• _WHAT IS NEEDED_: Only lines with the string "styles" matter here; gather them from the material below.

• _DATASET CONTENT_:
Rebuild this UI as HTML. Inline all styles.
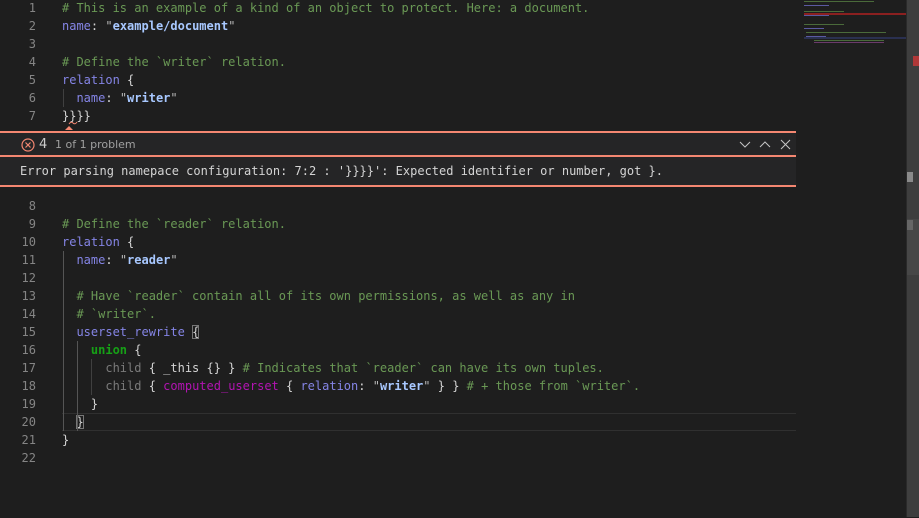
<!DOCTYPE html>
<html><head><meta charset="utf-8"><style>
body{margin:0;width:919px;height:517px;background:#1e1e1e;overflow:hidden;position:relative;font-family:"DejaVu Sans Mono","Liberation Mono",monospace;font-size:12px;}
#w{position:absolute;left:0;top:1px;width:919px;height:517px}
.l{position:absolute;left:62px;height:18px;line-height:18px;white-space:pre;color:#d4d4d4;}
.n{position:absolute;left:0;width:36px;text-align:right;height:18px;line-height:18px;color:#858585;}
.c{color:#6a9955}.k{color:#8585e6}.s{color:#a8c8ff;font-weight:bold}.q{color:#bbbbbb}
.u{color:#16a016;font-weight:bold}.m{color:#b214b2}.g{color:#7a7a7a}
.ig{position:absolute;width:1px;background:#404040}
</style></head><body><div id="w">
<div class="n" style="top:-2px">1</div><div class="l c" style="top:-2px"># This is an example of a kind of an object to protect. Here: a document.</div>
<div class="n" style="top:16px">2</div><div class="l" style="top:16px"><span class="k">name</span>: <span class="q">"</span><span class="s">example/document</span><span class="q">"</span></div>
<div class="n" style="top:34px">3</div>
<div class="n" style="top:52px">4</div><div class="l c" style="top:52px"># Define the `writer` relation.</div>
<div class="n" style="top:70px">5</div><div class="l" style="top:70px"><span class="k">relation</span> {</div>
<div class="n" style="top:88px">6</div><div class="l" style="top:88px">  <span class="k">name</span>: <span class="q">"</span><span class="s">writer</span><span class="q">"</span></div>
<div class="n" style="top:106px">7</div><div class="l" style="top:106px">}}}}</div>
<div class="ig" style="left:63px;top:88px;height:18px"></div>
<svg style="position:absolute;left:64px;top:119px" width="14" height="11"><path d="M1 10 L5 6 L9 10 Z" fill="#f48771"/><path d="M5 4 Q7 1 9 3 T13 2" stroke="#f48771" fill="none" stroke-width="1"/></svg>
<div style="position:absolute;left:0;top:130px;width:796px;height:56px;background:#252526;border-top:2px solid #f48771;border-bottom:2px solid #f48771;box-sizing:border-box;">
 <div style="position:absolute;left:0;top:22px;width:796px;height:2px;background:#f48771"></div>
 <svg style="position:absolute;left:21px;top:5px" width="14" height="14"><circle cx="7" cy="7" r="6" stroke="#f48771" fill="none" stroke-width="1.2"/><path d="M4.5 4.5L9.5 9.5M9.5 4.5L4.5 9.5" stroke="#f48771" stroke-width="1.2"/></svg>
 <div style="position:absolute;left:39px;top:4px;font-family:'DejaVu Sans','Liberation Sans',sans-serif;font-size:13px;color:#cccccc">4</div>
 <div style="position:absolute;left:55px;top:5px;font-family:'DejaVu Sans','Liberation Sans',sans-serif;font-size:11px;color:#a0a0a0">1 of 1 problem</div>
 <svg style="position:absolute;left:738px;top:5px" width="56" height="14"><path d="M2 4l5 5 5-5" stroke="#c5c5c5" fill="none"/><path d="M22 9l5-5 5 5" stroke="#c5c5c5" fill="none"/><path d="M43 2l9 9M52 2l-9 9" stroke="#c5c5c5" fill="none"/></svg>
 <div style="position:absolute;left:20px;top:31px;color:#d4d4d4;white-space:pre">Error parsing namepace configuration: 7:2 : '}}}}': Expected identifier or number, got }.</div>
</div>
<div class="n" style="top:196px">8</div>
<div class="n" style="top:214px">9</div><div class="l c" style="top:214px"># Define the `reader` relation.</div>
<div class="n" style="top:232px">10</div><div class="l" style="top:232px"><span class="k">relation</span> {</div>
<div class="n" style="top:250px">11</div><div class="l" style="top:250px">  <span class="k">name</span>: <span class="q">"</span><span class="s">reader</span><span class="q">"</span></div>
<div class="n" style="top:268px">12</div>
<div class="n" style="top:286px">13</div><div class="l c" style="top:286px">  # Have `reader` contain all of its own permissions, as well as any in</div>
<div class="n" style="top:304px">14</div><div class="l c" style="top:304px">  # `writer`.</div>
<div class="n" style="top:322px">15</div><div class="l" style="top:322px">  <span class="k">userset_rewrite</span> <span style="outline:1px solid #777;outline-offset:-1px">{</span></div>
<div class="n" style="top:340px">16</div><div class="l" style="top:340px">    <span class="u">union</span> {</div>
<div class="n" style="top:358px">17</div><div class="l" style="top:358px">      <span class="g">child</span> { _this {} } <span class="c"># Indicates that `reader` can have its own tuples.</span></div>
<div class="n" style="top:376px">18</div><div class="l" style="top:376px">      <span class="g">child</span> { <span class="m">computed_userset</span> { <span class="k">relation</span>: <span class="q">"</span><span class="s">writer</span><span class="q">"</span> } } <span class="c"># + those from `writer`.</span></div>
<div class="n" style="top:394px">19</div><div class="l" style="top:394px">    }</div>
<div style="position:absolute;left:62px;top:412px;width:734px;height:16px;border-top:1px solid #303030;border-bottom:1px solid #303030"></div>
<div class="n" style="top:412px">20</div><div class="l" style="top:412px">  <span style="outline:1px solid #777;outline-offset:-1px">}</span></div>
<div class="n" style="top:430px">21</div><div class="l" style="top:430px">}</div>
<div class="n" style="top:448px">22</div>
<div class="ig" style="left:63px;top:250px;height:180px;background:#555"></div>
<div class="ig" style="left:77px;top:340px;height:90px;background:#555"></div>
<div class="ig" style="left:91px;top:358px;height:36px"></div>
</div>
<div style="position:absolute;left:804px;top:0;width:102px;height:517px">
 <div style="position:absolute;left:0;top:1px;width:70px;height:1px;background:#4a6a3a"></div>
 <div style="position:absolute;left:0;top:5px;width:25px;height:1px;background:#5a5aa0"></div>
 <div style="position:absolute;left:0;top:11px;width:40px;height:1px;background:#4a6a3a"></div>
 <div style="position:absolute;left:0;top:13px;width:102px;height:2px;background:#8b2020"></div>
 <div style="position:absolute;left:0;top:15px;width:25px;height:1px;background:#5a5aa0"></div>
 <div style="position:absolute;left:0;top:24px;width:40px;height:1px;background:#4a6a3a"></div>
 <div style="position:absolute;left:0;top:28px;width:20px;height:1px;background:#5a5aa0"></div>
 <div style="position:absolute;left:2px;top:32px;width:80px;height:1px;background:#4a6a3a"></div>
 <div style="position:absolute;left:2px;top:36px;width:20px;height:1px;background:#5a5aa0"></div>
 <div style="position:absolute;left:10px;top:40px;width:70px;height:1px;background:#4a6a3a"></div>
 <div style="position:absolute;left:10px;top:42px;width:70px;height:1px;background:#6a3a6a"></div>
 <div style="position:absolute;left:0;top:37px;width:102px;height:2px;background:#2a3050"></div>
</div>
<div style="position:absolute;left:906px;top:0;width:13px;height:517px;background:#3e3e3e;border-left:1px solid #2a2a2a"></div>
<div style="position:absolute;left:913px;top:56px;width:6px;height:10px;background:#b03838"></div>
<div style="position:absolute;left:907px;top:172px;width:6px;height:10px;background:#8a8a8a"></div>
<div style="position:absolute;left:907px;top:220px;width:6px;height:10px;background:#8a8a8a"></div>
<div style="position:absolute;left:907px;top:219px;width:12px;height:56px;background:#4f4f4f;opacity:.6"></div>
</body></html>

* * *

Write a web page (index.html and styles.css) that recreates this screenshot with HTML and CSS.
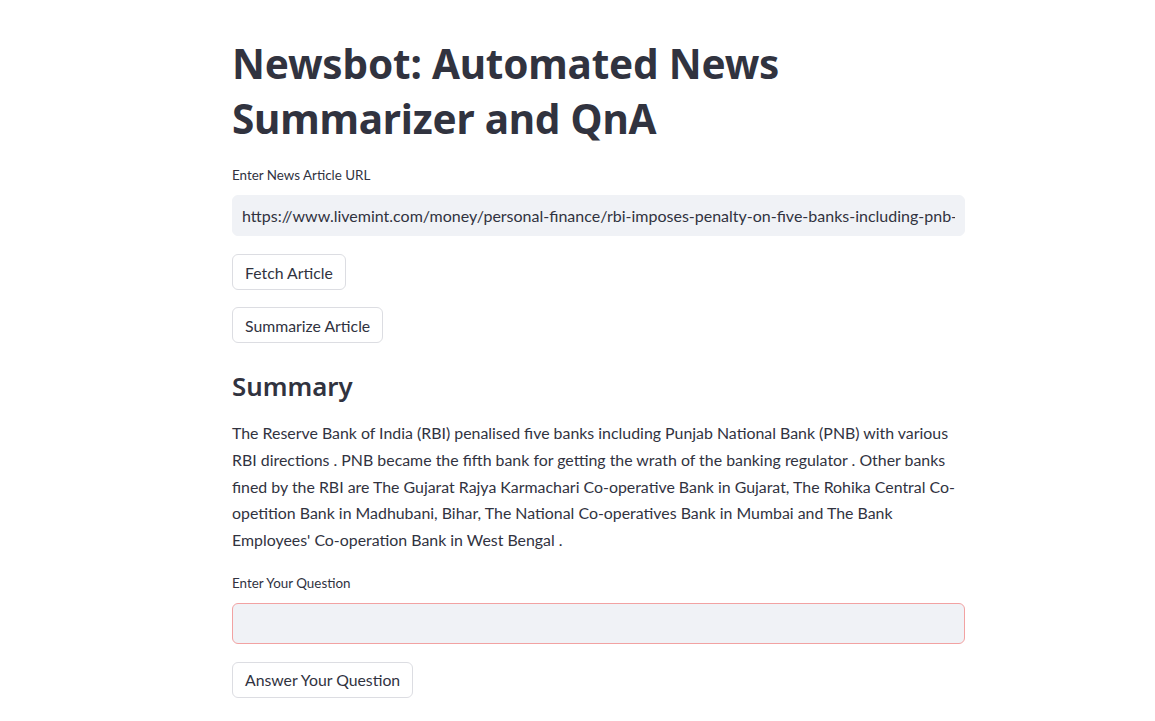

...

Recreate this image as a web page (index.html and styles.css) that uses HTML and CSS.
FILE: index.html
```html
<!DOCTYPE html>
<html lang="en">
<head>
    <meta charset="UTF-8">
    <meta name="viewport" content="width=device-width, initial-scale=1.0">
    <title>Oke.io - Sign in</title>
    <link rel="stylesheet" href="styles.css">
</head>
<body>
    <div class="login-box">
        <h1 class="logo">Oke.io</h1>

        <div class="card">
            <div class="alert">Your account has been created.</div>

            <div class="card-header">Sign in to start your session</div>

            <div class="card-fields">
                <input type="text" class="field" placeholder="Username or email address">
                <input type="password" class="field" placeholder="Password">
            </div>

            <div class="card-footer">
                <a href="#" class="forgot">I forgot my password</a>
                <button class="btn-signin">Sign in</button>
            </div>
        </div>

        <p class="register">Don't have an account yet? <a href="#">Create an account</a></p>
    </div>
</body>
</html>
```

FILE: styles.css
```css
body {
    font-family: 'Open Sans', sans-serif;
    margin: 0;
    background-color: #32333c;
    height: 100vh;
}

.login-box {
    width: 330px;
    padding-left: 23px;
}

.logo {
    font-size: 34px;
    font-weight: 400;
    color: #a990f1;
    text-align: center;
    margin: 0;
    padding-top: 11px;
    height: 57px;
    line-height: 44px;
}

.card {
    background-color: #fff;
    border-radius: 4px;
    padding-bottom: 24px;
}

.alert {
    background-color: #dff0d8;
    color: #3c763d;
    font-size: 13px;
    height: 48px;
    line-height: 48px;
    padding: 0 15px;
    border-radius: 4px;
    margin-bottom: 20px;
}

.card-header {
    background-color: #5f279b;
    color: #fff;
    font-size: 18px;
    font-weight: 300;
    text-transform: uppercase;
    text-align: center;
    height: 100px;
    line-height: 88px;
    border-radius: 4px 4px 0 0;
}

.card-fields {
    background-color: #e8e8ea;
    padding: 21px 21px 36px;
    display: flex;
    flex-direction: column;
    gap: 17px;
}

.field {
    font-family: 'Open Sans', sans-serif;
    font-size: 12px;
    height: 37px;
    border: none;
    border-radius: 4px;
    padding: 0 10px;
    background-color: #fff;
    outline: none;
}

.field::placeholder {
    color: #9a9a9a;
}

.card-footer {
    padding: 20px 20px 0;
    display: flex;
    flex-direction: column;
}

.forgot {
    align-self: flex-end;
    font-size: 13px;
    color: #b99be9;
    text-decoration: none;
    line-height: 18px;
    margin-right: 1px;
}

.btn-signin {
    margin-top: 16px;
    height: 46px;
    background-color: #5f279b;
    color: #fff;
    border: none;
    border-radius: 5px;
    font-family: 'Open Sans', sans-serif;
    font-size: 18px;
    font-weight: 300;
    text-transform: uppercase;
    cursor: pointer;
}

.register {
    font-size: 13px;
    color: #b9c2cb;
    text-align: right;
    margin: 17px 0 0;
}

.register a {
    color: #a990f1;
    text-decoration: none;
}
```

• _EXPECTED OUTPUT_:
Rebuild this UI as HTML. Inline all styles.
Write a web page (index.html and styles.css) that recreates this screenshot with HTML and CSS.
Recreate this image as a web page (index.html and styles.css) that uses HTML and CSS.
    <link rel="stylesheet" href="styles.css">
FILE: styles.css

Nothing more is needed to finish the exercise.